_Data excerpt_:
##########

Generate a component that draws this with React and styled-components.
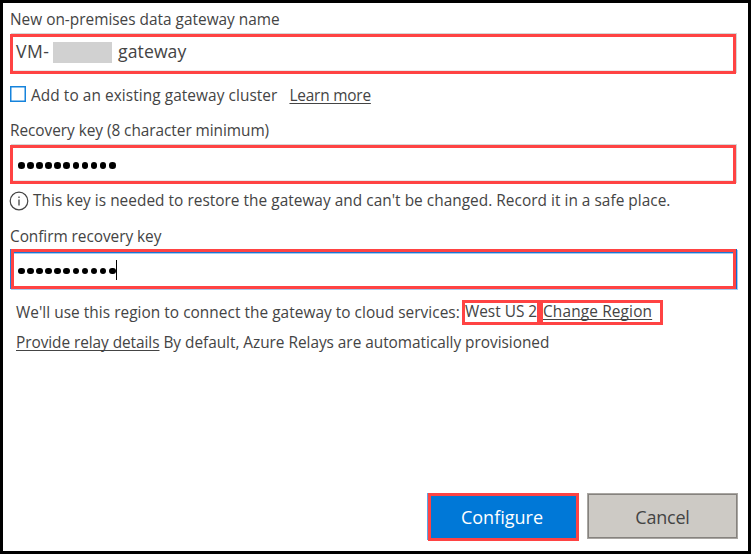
import React from 'react';
import styled, { createGlobalStyle, css } from 'styled-components';

const GlobalStyle = createGlobalStyle`
  * { box-sizing: border-box; }
  body { margin: 0; background: #fff; }
`;

const Dialog = styled.main`
  display: flex;
  flex-direction: column;
  width: 751px;
  height: 554px;
  padding: 6px 10px 10px 7px;
  border: 3px solid #000;
  background: #fff;
  color: #444;
  font-family: 'Open Sans', 'Noto Sans', sans-serif;
  font-size: 15.4px;
  line-height: 20px;
  white-space: pre;
`;

const Text = styled.span`
  padding-top: 2px;
  letter-spacing: ${(p) => p.$track || 0}px;
`;

const Label = styled.label`
  height: 20px;
  margin-top: ${(p) => p.$top || 0}px;
  letter-spacing: ${(p) => p.$track || 0}px;
  line-height: 21px;
`;

const Field = styled.div`
  display: flex;
  align-items: center;
  flex: none;
  width: ${(p) => (p.$focused ? 725 : 726)}px;
  height: ${(p) => p.$height}px;
  margin-top: ${(p) => p.$top}px;
  margin-left: ${(p) => (p.$focused ? 1 : 0)}px;
  padding-top: ${(p) => (p.$focused ? 4 : 2)}px;
  padding-left: ${(p) => (p.$focused ? 4 : 5)}px;
  border: 3px solid #ff4343;
  ${(p) =>
    p.$focused
      ? css`
          box-shadow: inset 0 1px #1a78d6, inset 0 2px #a3cbf0,
            1px 0 #0f6cd0, -1px 0 #2680da, 2px 1px #a3cbf0, 0 1px #a3cbf0;
        `
      : css`
          box-shadow: 1px -1px #d6d6d6, inset 0 -1px #e9e9e9;
        `}
`;

const GatewayName = styled.div`
  display: flex;
  align-items: center;
  height: 24px;
  margin: -9px 0 0 -2px;
  font-size: 17.6px;
  line-height: 24px;
`;

const Prefix = styled.span`
  width: 37px;
  letter-spacing: 0.5px;
`;

const Suffix = styled.span`
  letter-spacing: 0.1px;
`;

const Redacted = styled.span`
  width: 59px;
  height: 21px;
  margin: 4px 6px 0 0;
  background: #d1d1d1;
`;

const Dots = styled.span`
  display: flex;
  gap: 2.5px;
`;

const Dot = styled.i`
  width: 6.6px;
  height: 6.6px;
  border-radius: 50%;
  background: #000;
`;

const Caret = styled.i`
  width: 1px;
  height: 20px;
  margin-top: -3px;
  background: #000;
`;

const Row = styled.div`
  display: flex;
  align-items: center;
  flex: none;
  height: ${(p) => p.$height || 20}px;
  margin-top: ${(p) => p.$top}px;
  padding-left: ${(p) => p.$indent || 0}px;
`;

const Checkbox = styled.span`
  width: 16px;
  height: 16px;
  margin: -2px 5px 0 0;
  border: 1px solid #1683dc;
  box-shadow: inset 0 0 0 0.5px #1683dc;
`;

const Link = styled.a`
  margin-left: ${(p) => p.$left || 0}px;
  padding-top: 2px;
  letter-spacing: ${(p) => p.$track || 0}px;
  text-decoration: underline;
  text-decoration-thickness: 1px;
  text-underline-offset: 2px;
  text-decoration-skip-ink: none;
`;

const InfoIcon = styled.svg`
  width: 20px;
  height: 20px;
  margin: 2px 4px 0 -1px;
`;

const Highlight = styled.span`
  display: flex;
  align-items: center;
  width: ${(p) => p.$width}px;
  height: 25px;
  padding-bottom: 3px;
  margin-left: auto;
  border: 3px solid #ff4343;

  & + & {
    margin-left: 0;
  }
`;

const RegionRow = styled(Row)`
  width: 653px;
`;

const RegionText = styled(Text)`
  margin-top: -2px;
`;

const Actions = styled.footer`
  display: flex;
  align-items: flex-start;
  gap: 8px;
  height: 48px;
  margin-top: auto;
  padding-left: 418px;
`;

const Button = styled.button`
  flex: none;
  padding: 0;
  border: 0;
  font: 18px/24px 'Open Sans', 'Noto Sans', sans-serif;
  letter-spacing: ${(p) => p.$track || 0}px;
`;

const PrimaryButton = styled(Button)`
  width: 151px;
  height: 48px;
  padding-right: 3px;
  border: 3px solid #ff4343;
  background: #0078d7;
  color: #fff;
  box-shadow: -1px -1px #5ba7e5;
  clip-path: inset(0 0 0 -1px);
`;

const SecondaryButton = styled(Button)`
  width: 151px;
  height: 46px;
  padding: 1px 0 0;
  border: 1px solid #a9a6a2;
  background: #cdcac5;
  color: #444;
  box-shadow: inset 0 0 0 1px #85827e;
`;

function MaskedKey({ length }) {
  return (
    <Dots>
      {Array.from({ length }, (_, i) => (
        <Dot key={i} />
      ))}
    </Dots>
  );
}

export default function App() {
  return (
    <>
      <GlobalStyle />
      <Dialog>
        <Label>New on-premises data gateway name</Label>
        <Field $top={5} $height={40}>
          <GatewayName>
            <Prefix>VM-</Prefix>
            <Redacted />
            <Suffix>gateway</Suffix>
          </GatewayName>
        </Field>

        <Row $top={11}>
          <Checkbox />
          <Text $track={0.07}>Add to an existing gateway cluster</Text>
          <Link $left={12} $track={-0.2}>Learn more</Link>
        </Row>

        <Label $top={15} $track={-0.05}>Recovery key (8 character minimum)</Label>
        <Field $top={5} $height={39}>
          <MaskedKey length={11} />
        </Field>

        <Row $top={6}>
          <InfoIcon viewBox="0 0 20 20" fill="none" stroke="#444">
            <circle cx="10" cy="10" r="8.8" strokeWidth="1.2" />
            <path d="M10 8.4v6M10 5.5v1.5" strokeWidth="1.3" />
          </InfoIcon>
          <Text $track={0.03}>
            This key is needed to restore the gateway and can't be changed. Record it in a safe place.
          </Text>
        </Row>

        <Label $top={16} $track={-0.05}>Confirm recovery key</Label>
        <Field $top={3} $height={40} $focused>
          <MaskedKey length={11} />
          <Caret />
        </Field>

        <RegionRow $top={11} $height={25} $indent={6}>
          <RegionText $track={0.04}>We'll use this region to connect the gateway to cloud services:</RegionText>
          <Highlight $width={78}>
            <Text>West US 2</Text>
          </Highlight>
          <Highlight $width={123}>
            <Link $track={0.15}>Change Region</Link>
          </Highlight>
        </RegionRow>

        <Row $top={7} $indent={6}>
          <Link $track={-0.06}>Provide relay details</Link>
          <Text $track={-0.03}> By default, Azure Relays are automatically provisioned</Text>
        </Row>

        <Actions>
          <PrimaryButton>Configure</PrimaryButton>
          <SecondaryButton $track={-0.2}>Cancel</SecondaryButton>
        </Actions>
      </Dialog>
    </>
  );
}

##########

_Challenge_: Gather each line in the data that holds the string "components".

_Worked solution_:
Generate a component that draws this with React and styled-components.
import styled, { createGlobalStyle, css } from 'styled-components';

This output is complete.